Write out the data below exactly as given, without any of its pictures.

★ ★ ★

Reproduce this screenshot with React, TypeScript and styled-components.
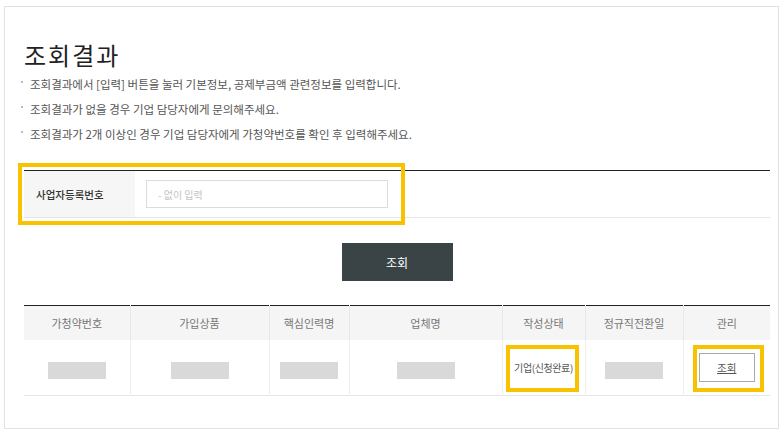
import styled, { createGlobalStyle } from 'styled-components'

const GlobalStyle = createGlobalStyle`
  html, body {
    margin: 0;
    padding: 0;
    background: #ffffff;
  }
  body {
    font-family: "Noto Sans CJK KR", "Noto Sans", sans-serif;
    color: #333;
  }
`

const Panel = styled.div`
  margin: 6px 5px 0 4px;
  height: 423px;
  box-sizing: border-box;
  border: 1px solid #e2e2e2;
  padding: 34px 8px 0 19px;
`

const Title = styled.h2`
  margin: 0;
  font-size: 24px;
  font-weight: 400;
  line-height: 28px;
  color: #222;
  letter-spacing: 2px;
`

const Notes = styled.ul`
  list-style: none;
  margin: 3px 0 0 0;
  padding: 0;
`

const Note = styled.li`
  position: relative;
  padding-left: 6px;
  font-size: 11.5px;
  line-height: 25px;
  color: #555;
  letter-spacing: 0;

  &::before {
    content: '';
    position: absolute;
    left: -3px;
    top: 9px;
    width: 2px;
    height: 2px;
    background: #bbb;
  }
`

const SearchWrap = styled.div`
  position: relative;
  margin-top: 23px;
  border-top: 1px solid #222;
  border-bottom: 1px solid #e6e6e6;
  display: flex;
  height: 46px;
`

const SearchLabel = styled.div`
  width: 111px;
  background: #f6f6f6;
  display: flex;
  align-items: center;
  padding-left: 12px;
  box-sizing: border-box;
  font-size: 10.5px;
  font-weight: 500;
  color: #333;
`

const SearchField = styled.div`
  display: flex;
  align-items: center;
  padding-left: 11px;
`

const Input = styled.input`
  width: 242px;
  height: 28px;
  box-sizing: border-box;
  border: 1px solid #dcdcdc;
  padding: 0 11px;
  font-family: inherit;
  font-size: 10px;
  outline: none;

  &::placeholder {
    color: #c4c4c4;
  }
`

const Highlight = styled.div<{ $t: number; $r: number; $b: number; $l: number }>`
  position: absolute;
  top: ${p => p.$t}px;
  right: ${p => p.$r}px;
  bottom: ${p => p.$b}px;
  left: ${p => p.$l}px;
  border: 4px solid #f8c200;
  pointer-events: none;
`

const ButtonRow = styled.div`
  display: flex;
  justify-content: center;
  margin-top: 25px;
`

const DarkButton = styled.button`
  width: 111px;
  height: 38px;
  border: none;
  background: #3a4447;
  color: #fff;
  font-family: inherit;
  font-size: 12px;
`

const Table = styled.table`
  width: 746px;
  margin-top: 24px;
  border-collapse: collapse;
  table-layout: fixed;
  border-top: 1px solid #222;
  border-bottom: 1px solid #e6e6e6;
`

const Th = styled.th`
  height: 34px;
  background: #f5f5f5;
  font-size: 11px;
  font-weight: 400;
  color: #777;
  border-left: 1px solid #e8e8e8;
  padding: 0;

  &:first-child {
    border-left: none;
  }
`

const Td = styled.td`
  position: relative;
  height: 55px;
  text-align: center;
  font-size: 10px;
  color: #555;
  border-left: 1px solid #eeeeee;
  padding: 0;
  letter-spacing: -0.4px;

  &:first-child {
    border-left: none;
  }
`

const Masked = styled.span`
  display: inline-block;
  vertical-align: middle;
  margin-top: 5px;
  width: 58px;
  height: 17px;
  background: #d9d9d9;
`

const SmallButton = styled.button`
  width: 56px;
  height: 29px;
  box-sizing: border-box;
  border: 1px solid #aaa;
  background: #fff;
  font-family: inherit;
  font-size: 10.5px;
  color: #555;
  text-decoration: underline;
  vertical-align: middle;
`

const widths = [106, 139, 80, 153, 83, 98, 87]
const heads = ['가청약번호', '가입상품', '핵심인력명', '업체명', '작성상태', '정규직전환일', '관리']

export default function App() {
  return (
    <>
      <GlobalStyle />
      <Panel>
        <Title>조회결과</Title>
        <Notes>
          <Note>조회결과에서 [입력] 버튼을 눌러 기본정보, 공제부금액 관련정보를 입력합니다.</Note>
          <Note>조회결과가 없을 경우 기업 담당자에게 문의해주세요.</Note>
          <Note>조회결과가 2개 이상인 경우 기업 담당자에게 가청약번호를 확인 후 입력해주세요.</Note>
        </Notes>

        <SearchWrap>
          <SearchLabel>사업자등록번호</SearchLabel>
          <SearchField>
            <Input placeholder="- 없이 입력" />
          </SearchField>
          <Highlight $t={-8} $l={-6} $r={365} $b={-8} />
        </SearchWrap>

        <ButtonRow>
          <DarkButton>조회</DarkButton>
        </ButtonRow>

        <Table>
          <colgroup>
            {widths.map((w, i) => (
              <col key={i} style={{ width: w }} />
            ))}
          </colgroup>
          <thead>
            <tr>
              {heads.map(h => (
                <Th key={h}>{h}</Th>
              ))}
            </tr>
          </thead>
          <tbody>
            <tr>
              <Td><Masked /></Td>
              <Td><Masked /></Td>
              <Td><Masked /></Td>
              <Td><Masked /></Td>
              <Td>
                기업(신청완료)
                <Highlight $t={5} $l={3} $r={6} $b={3} />
              </Td>
              <Td><Masked /></Td>
              <Td>
                <SmallButton>조회</SmallButton>
                <Highlight $t={5} $l={9} $r={6} $b={3} />
              </Td>
            </tr>
          </tbody>
        </Table>
      </Panel>
    </>
  )
}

★ ★ ★

▶ [Output]
Reproduce this screenshot with React, TypeScript and styled-components.
import styled, { createGlobalStyle } from 'styled-components'

const GlobalStyle = createGlobalStyle`
  html, body {
    margin: 0;
    padding: 0;
    background: #ffffff;
  }
  body {
    font-family: "Noto Sans CJK KR", "Noto Sans", sans-serif;
    color: #333;
  }
`

const Panel = styled.div`
  margin: 6px 5px 0 4px;
  height: 423px;
  box-sizing: border-box;
  border: 1px solid #e2e2e2;
  padding: 34px 8px 0 19px;
`

const Title = styled.h2`
  margin: 0;
  font-size: 24px;
  font-weight: 400;
  line-height: 28px;
  color: #222;
  letter-spacing: 2px;
`

const Notes = styled.ul`
  list-style: none;
  margin: 3px 0 0 0;
  padding: 0;
`

const Note = styled.li`
  position: relative;
  padding-left: 6px;
  font-size: 11.5px;
  line-height: 25px;
  color: #555;
  letter-spacing: 0;

  &::before {
    content: '';
    position: absolute;
    left: -3px;
    top: 9px;
    width: 2px;
    height: 2px;
    background: #bbb;
  }
`

const SearchWrap = styled.div`
  position: relative;
  margin-top: 23px;
  border-top: 1px solid #222;
  border-bottom: 1px solid #e6e6e6;
  display: flex;
  height: 46px;
`

const SearchLabel = styled.div`
  width: 111px;
  background: #f6f6f6;
  display: flex;
  align-items: center;
  padding-left: 12px;
  box-sizing: border-box;
  font-size: 10.5px;
  font-weight: 500;
  color: #333;
`

const SearchField = styled.div`
  display: flex;
  align-items: center;
  padding-left: 11px;
`

const Input = styled.input`
  width: 242px;
  height: 28px;
  box-sizing: border-box;
  border: 1px solid #dcdcdc;
  padding: 0 11px;
  font-family: inherit;
  font-size: 10px;
  outline: none;

  &::placeholder {
    color: #c4c4c4;
  }
`

const Highlight = styled.div<{ $t: number; $r: number; $b: number; $l: number }>`
  position: absolute;
  top: ${p => p.$t}px;
  right: ${p => p.$r}px;
  bottom: ${p => p.$b}px;
  left: ${p => p.$l}px;
  border: 4px solid #f8c200;
  pointer-events: none;
`

const ButtonRow = styled.div`
  display: flex;
  justify-content: center;
  margin-top: 25px;
`

const DarkButton = styled.button`
  width: 111px;
  height: 38px;
  border: none;
  background: #3a4447;
  color: #fff;
  font-family: inherit;
  font-size: 12px;
`

const Table = styled.table`
  width: 746px;
  margin-top: 24px;
  border-collapse: collapse;
  table-layout: fixed;
  border-top: 1px solid #222;
  border-bottom: 1px solid #e6e6e6;
`

const Th = styled.th`
  height: 34px;
  background: #f5f5f5;
  font-size: 11px;
  font-weight: 400;
  color: #777;
  border-left: 1px solid #e8e8e8;
  padding: 0;

  &:first-child {
    border-left: none;
  }
`

const Td = styled.td`
  position: relative;
  height: 55px;
  text-align: center;
  font-size: 10px;
  color: #555;
  border-left: 1px solid #eeeeee;
  padding: 0;
  letter-spacing: -0.4px;

  &:first-child {
    border-left: none;
  }
`

const Masked = styled.span`
  display: inline-block;
  vertical-align: middle;
  margin-top: 5px;
  width: 58px;
  height: 17px;
  background: #d9d9d9;
`

const SmallButton = styled.button`
  width: 56px;
  height: 29px;
  box-sizing: border-box;
  border: 1px solid #aaa;
  background: #fff;
  font-family: inherit;
  font-size: 10.5px;
  color: #555;
  text-decoration: underline;
  vertical-align: middle;
`

const widths = [106, 139, 80, 153, 83, 98, 87]
const heads = ['가청약번호', '가입상품', '핵심인력명', '업체명', '작성상태', '정규직전환일', '관리']

export default function App() {
  return (
    <>
      <GlobalStyle />
      <Panel>
        <Title>조회결과</Title>
        <Notes>
          <Note>조회결과에서 [입력] 버튼을 눌러 기본정보, 공제부금액 관련정보를 입력합니다.</Note>
          <Note>조회결과가 없을 경우 기업 담당자에게 문의해주세요.</Note>
          <Note>조회결과가 2개 이상인 경우 기업 담당자에게 가청약번호를 확인 후 입력해주세요.</Note>
        </Notes>

        <SearchWrap>
          <SearchLabel>사업자등록번호</SearchLabel>
          <SearchField>
            <Input placeholder="- 없이 입력" />
          </SearchField>
          <Highlight $t={-8} $l={-6} $r={365} $b={-8} />
        </SearchWrap>

        <ButtonRow>
          <DarkButton>조회</DarkButton>
        </ButtonRow>

        <Table>
          <colgroup>
            {widths.map((w, i) => (
              <col key={i} style={{ width: w }} />
            ))}
          </colgroup>
          <thead>
            <tr>
              {heads.map(h => (
                <Th key={h}>{h}</Th>
              ))}
            </tr>
          </thead>
          <tbody>
            <tr>
              <Td><Masked /></Td>
              <Td><Masked /></Td>
              <Td><Masked /></Td>
              <Td><Masked /></Td>
              <Td>
                기업(신청완료)
                <Highlight $t={5} $l={3} $r={6} $b={3} />
              </Td>
              <Td><Masked /></Td>
              <Td>
                <SmallButton>조회</SmallButton>
                <Highlight $t={5} $l={9} $r={6} $b={3} />
              </Td>
            </tr>
          </tbody>
        </Table>
      </Panel>
    </>
  )
}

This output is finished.